— BEGIN Input data —
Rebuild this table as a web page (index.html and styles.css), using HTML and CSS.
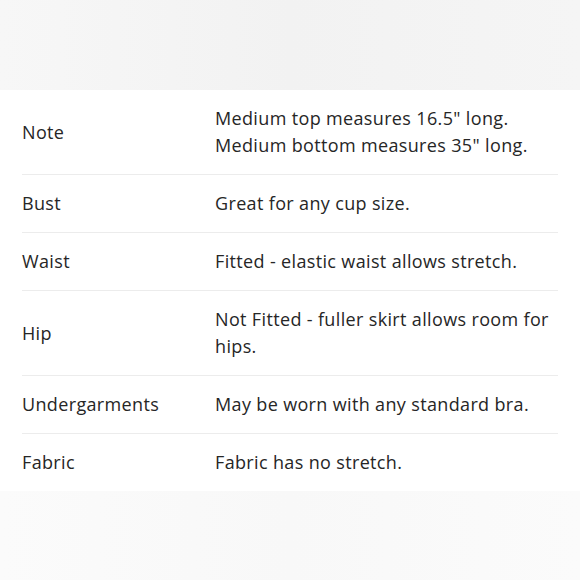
FILE: index.html
```html
<!DOCTYPE html>
<html>
<head>
<meta charset="utf-8">
<link rel="stylesheet" href="styles.css">
</head>
<body>
<div class="top"></div>
<div class="sheet">
  <div class="row">
    <div class="label">Note</div>
    <div class="value">Medium top measures 16.5" long.<br>Medium bottom measures 35" long.</div>
  </div>
  <div class="row">
    <div class="label">Bust</div>
    <div class="value">Great for any cup size.</div>
  </div>
  <div class="row">
    <div class="label">Waist</div>
    <div class="value">Fitted - elastic waist allows stretch.</div>
  </div>
  <div class="row">
    <div class="label">Hip</div>
    <div class="value">Not Fitted - fuller skirt allows room for hips.</div>
  </div>
  <div class="row">
    <div class="label">Undergarments</div>
    <div class="value">May be worn with any standard bra.</div>
  </div>
  <div class="row last">
    <div class="label">Fabric</div>
    <div class="value">Fabric has no stretch.</div>
  </div>
</div>
<div class="bottom"></div>
</body>
</html>
```
FILE: styles.css
```css
html, body {
  margin: 0;
  padding: 0;
  width: 580px;
  height: 580px;
  overflow: hidden;
  background: #f9f9f9;
}
body {
  font-family: "Open Sans", "Liberation Sans", sans-serif;
  color: #262626;
  display: flex;
  flex-direction: column;
}
.top {
  height: 90px;
  background: linear-gradient(90deg, #f7f7f7 0%, #f2f2f2 50%, #f5f5f5 100%);
}
.sheet {
  background: #fff;
  padding: 0 22px;
}
.row {
  display: flex;
  align-items: center;
  padding: 15px 0;
  min-height: 27px;
  border-bottom: 1px solid #ececec;
  font-size: 18px;
  line-height: 27px;
  letter-spacing: 0.35px;
}
.row.last {
  border-bottom: none;
}
.label {
  width: 193px;
  flex: none;
}
.value {
  flex: 1;
}
.bottom {
  flex: 1;
  background: linear-gradient(90deg, #fbfbfb 0%, #f8f8f8 50%, #fbfbfb 100%);
}
```
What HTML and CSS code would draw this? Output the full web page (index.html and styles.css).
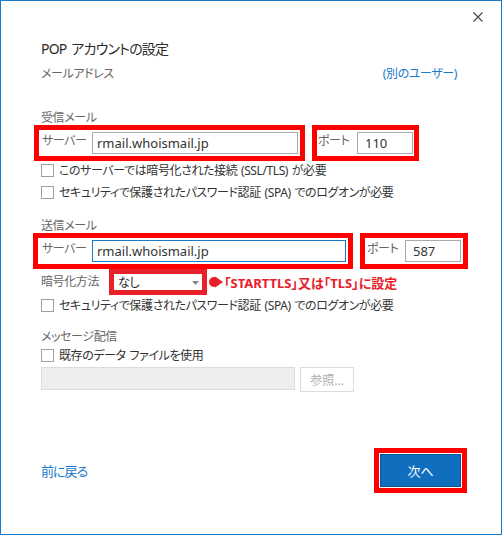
FILE: index.html
```html
<!doctype html>
<html lang="ja">
  <head>
    <meta charset="UTF-8" />
    <meta name="viewport" content="width=device-width, initial-scale=1.0" />
    <title>POP アカウントの設定</title>
    <link rel="stylesheet" href="styles.css">
  </head>
  <body>
    <div class="dialog">
      <div class="topbar">
        <button class="close" aria-label="閉じる">
          <svg width="10" height="10" viewBox="0 0 10 10">
            <path d="M0.5 0.5L9.5 9.5M9.5 0.5L0.5 9.5" stroke="#444" stroke-width="1.1" fill="none" />
          </svg>
        </button>
      </div>

      <h1 class="title">POP アカウントの設定</h1>
      <div class="account-row">
        <span class="muted">メールアドレス</span>
        <a class="link" href="#">(別のユーザー)</a>
      </div>

      <!-- incoming -->
      <div class="section-label incoming">受信メール</div>
      <div class="server-row in">
        <div class="mark server-box">
          <span class="field-label">サーバー</span>
          <div class="input">rmail.whoismail.jp</div>
        </div>
        <div class="mark port-box">
          <span class="field-label">ポート</span>
          <div class="input port">110</div>
        </div>
      </div>
      <div class="check first"><span class="box"></span>このサーバーでは暗号化された接続 (SSL/TLS) が必要</div>
      <div class="check second"><span class="box"></span>セキュリティで保護されたパスワード認証 (SPA) でのログオンが必要</div>

      <!-- outgoing -->
      <div class="section-label outgoing">送信メール</div>
      <div class="server-row out">
        <div class="mark server-box">
          <span class="field-label">サーバー</span>
          <div class="input focused">rmail.whoismail.jp</div>
        </div>
        <div class="mark port-box">
          <span class="field-label">ポート</span>
          <div class="input port">587</div>
        </div>
      </div>
      <div class="enc-row">
        <span class="field-label enc-label">暗号化方法</span>
        <div class="enc-box">
          <div class="select">
            <span>なし</span>
            <svg width="7" height="4" viewBox="0 0 7 4"><path d="M0 0H7L3.5 4Z" fill="#888" /></svg>
          </div>
        </div>
        <svg class="pointer" width="14" height="12" viewBox="0 0 14 12">
          <circle cx="5" cy="6" r="5" fill="#e8202a" />
          <path d="M6 0.5L14 6L6 11.5Z" fill="#e8202a" />
        </svg>
        <span class="note">「STARTTLS」又は「TLS」に設定</span>
      </div>
      <div class="check third"><span class="box"></span>セキュリティで保護されたパスワード認証 (SPA) でのログオンが必要</div>

      <!-- delivery -->
      <div class="section-label delivery">メッセージ配信</div>
      <div class="check fourth"><span class="box"></span>既存のデータ ファイルを使用</div>
      <div class="file-row">
        <div class="file-input"></div>
        <button class="browse" disabled>参照...</button>
      </div>

      <div class="footer">
        <a class="link back" href="#">前に戻る</a>
        <div class="next-mark">
          <button class="next">次へ</button>
        </div>
      </div>
    </div>
  </body>
</html>
```

FILE: styles.css
```css
* {
  margin: 0;
  padding: 0;
  box-sizing: border-box;
}

body {
  font-family: "Noto Sans", "Noto Sans CJK JP", sans-serif;
  font-feature-settings: "palt";
  font-size: 12px;
  letter-spacing: -0.4px;
  color: #333;
  background: #fff;
}

.dialog {
  width: 502px;
  height: 535px;
  border: 1px solid #1979ca;
  padding: 0 33px 41px 40px;
  display: flex;
  flex-direction: column;
}

.topbar {
  display: flex;
  justify-content: flex-end;
  padding-top: 11px;
  margin-right: -15px;
}

.close {
  width: 10px;
  height: 10px;
  border: none;
  background: none;
  display: block;
}

.close svg {
  display: block;
}

.title {
  margin-top: 17px;
  font-size: 14px;
  letter-spacing: -0.8px;
  word-spacing: 2px;
  line-height: 20px;
  font-weight: 400;
  color: #2b2b2b;
}

.account-row {
  margin-top: 7px;
  display: flex;
  justify-content: space-between;
  padding-right: 11px;
  line-height: 16px;
}

.muted {
  color: #666;
}

.link {
  color: #1979ca;
  text-decoration: none;
}

.section-label {
  color: #666;
  line-height: 14px;
}

.section-label.incoming {
  margin-top: 29px;
}

.section-label.outgoing {
  margin-top: 19px;
}

.section-label.delivery {
  margin-top: 17px;
}

/* server / port groups, marked with red frames */
.server-row {
  display: flex;
  gap: 7px;
}

.server-row.in {
  margin-left: -7px;
}

.server-row.out {
  margin-left: -8px;
}

.mark {
  display: flex;
  align-items: flex-start;
  border: 5px solid #f00;
  padding: 2px 2px 2px 0;
}

.field-label {
  color: #666;
  line-height: 16px;
  padding-top: 1px;
}

.server-box .field-label {
  width: 53px;
  padding-left: 3px;
}

.out .server-box .field-label {
  width: 54px;
  padding-left: 4px;
}

.port-box .field-label {
  width: 40px;
  padding-left: 1px;
}

.in .port-box {
  padding-right: 1px;
}

.out .port-box .field-label {
  padding-left: 2px;
}

.input {
  height: 22px;
  border: 1px solid #ababab;
  background: #fff;
  font-size: 13px;
  letter-spacing: 0;
  line-height: 20px;
  padding-left: 4px;
  color: #333;
  width: 206px;
}

.out .input {
  width: 254px;
}

.input.port,
.out .input.port {
  width: 56px;
  padding-left: 7px;
}

.input.focused {
  border-color: #1979ca;
}

/* checkboxes */
.check {
  display: flex;
  align-items: center;
  height: 15px;
  line-height: 15px;
  color: #333;
  word-spacing: 1px;
}

.check .box {
  width: 13px;
  height: 13px;
  border: 1px solid #a0a0a0;
  background: #fff;
  margin-right: 5px;
  flex-shrink: 0;
}

.check.first {
  margin-top: 2px;
}

.check.second {
  margin-top: 7px;
}

.check.third {
  margin-top: 3px;
}

.check.fourth {
  margin-top: 4px;
}

/* encryption row */
.enc-row {
  display: flex;
  align-items: center;
  height: 26px;
}

.enc-label {
  width: 68px;
  padding-top: 0;
}

.enc-box {
  border: 5px solid #e8202a;
  width: 98px;
  height: 26px;
}

.select {
  height: 16px;
  display: flex;
  align-items: center;
  justify-content: space-between;
  padding: 1px 3px 0 4px;
  color: #222;
  line-height: 15px;
}

.pointer {
  margin-left: 2px;
  flex-shrink: 0;
}

.note {
  margin-left: 1px;
  color: #e8202a;
  font-weight: 700;
  font-size: 13px;
  letter-spacing: 0;
}

/* data file */
.file-row {
  margin-top: 4px;
  display: flex;
  align-items: flex-start;
  gap: 5px;
}

.file-input {
  width: 254px;
  height: 23px;
  background: #eee;
  border: 1px solid #dcdcdc;
}

.browse {
  width: 54px;
  height: 25px;
  border: 1px solid #dcdcdc;
  background: #fff;
  color: #adadad;
  font-family: inherit;
  font-size: 12px;
}

/* footer */
.footer {
  margin-top: auto;
  display: flex;
  justify-content: space-between;
  align-items: center;
  padding-right: 1px;
}

.back {
  font-size: 13px;
  letter-spacing: -1px;
}

.next-mark {
  border: 5px solid #f00;
  padding: 1px;
}

.next {
  display: block;
  width: 81px;
  height: 33px;
  background: #106ebe;
  border: 1px solid #0b5596;
  color: #fff;
  font-family: inherit;
  font-size: 13px;
}
```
— END Input data —
→ Stated goal
Report the count of lines in the entries that contain the string "page", and nothing besides it.

→ Answer below
2